New McCree Takes a Walk Back in Time

Reviewed by Kathleen Kirby

For long time residents of Flint, the current musical offering at the New McCree Theatre is a walk back in time. The Saints of St. John Street is an original play written by McCree Executive Director Charles H. Winfrey. This version, an encore production imagesof the same script first presented ten years ago, is true to the history of this close-knit but long gone African American neighborhood.

Set in 1955, the story focuses on four youngsters, The Saints, who in addition to being good friends are all members of a losing baseball team in need of a coach. Winfrey’s own recollections of the St. John Street area come to life in these kids. Showcasing the neighborhood as well are the parents and siblings of the Saints along with a few quirky local denizens.

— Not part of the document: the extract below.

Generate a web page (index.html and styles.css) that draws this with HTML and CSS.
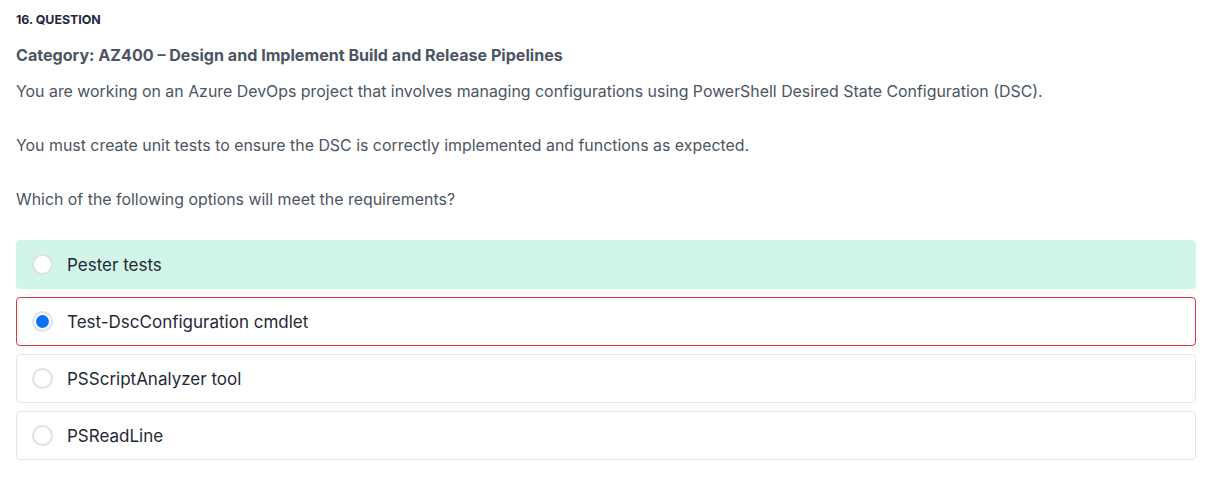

This was a simpler time, but it was not without stress. The fight for civil rights was only just beginning and there was fear generated by radio broadcasts reporting first the Mississippi lynching of young Emmett Till and later the arrest of Rosa Parks.

Director Cathye Johnson moves her large cast around the stage quite nicely. Three front porches serve to define the neighborhood and provide a setting for all the action. An audience member sitting behind us spoke to the authenticity of the production as he pointed out the radio in the window of the center stage house. He remembered that all the houses on St. John had music playing from a window radio.

First we met the young ballplayers led by Stick (Isaiah Grays) and chuckled at their give and take conversations about a “hideout” and the team’s losing record. It is through these youngsters that we came to know the neighbors, including the resident eccentrics.

Folks like the wild woman, Slap-God-A’mighty (Patricia Enright), and the mysterious Pawn Shop Shorty (Ulysses “BT” Bailey) are slightly curious while Darius Smith, who reprises the role of Jomo, could be anyone’s favorite dad.

Tension builds when young Esther (Amari Robinson) decides to see where the boys go off to all the time. She follows them but doesn’t return. When the police can offer little help, the whole neighborhood joins in the frantic search. Interesting lessons emerge as folks begin to blame Pawn Shop Shorty, whom they perceive as different, for the girl’s disappearance.

Music is central in this show and serves as background to all the action. Much of it consists of recorded oldies, but five street corner crooners known as The Cavalcades (David Lott, Phillip Young, Linwood Peacock, Fredrick Fife, and Clifford Sykes) produce some wonderfully close acapella harmony. A highlight that delighted Thursday’s opening night audience occurred when young Stick joined them with his terrific Frankie Lymon sound.

Some technical issues surfaced Thursday with a screechy microphone feeding back once or twice and a dim spotlight not really highlighting well on the Cavalcades. Surely these will be remedied in future performances.

There is a host of talent in this cast. The youngsters are genuine and the adults sincere. So, although this production had a couple hiccups, the story is heartwarming and the nod to Flint history is intriguing and hard to resist.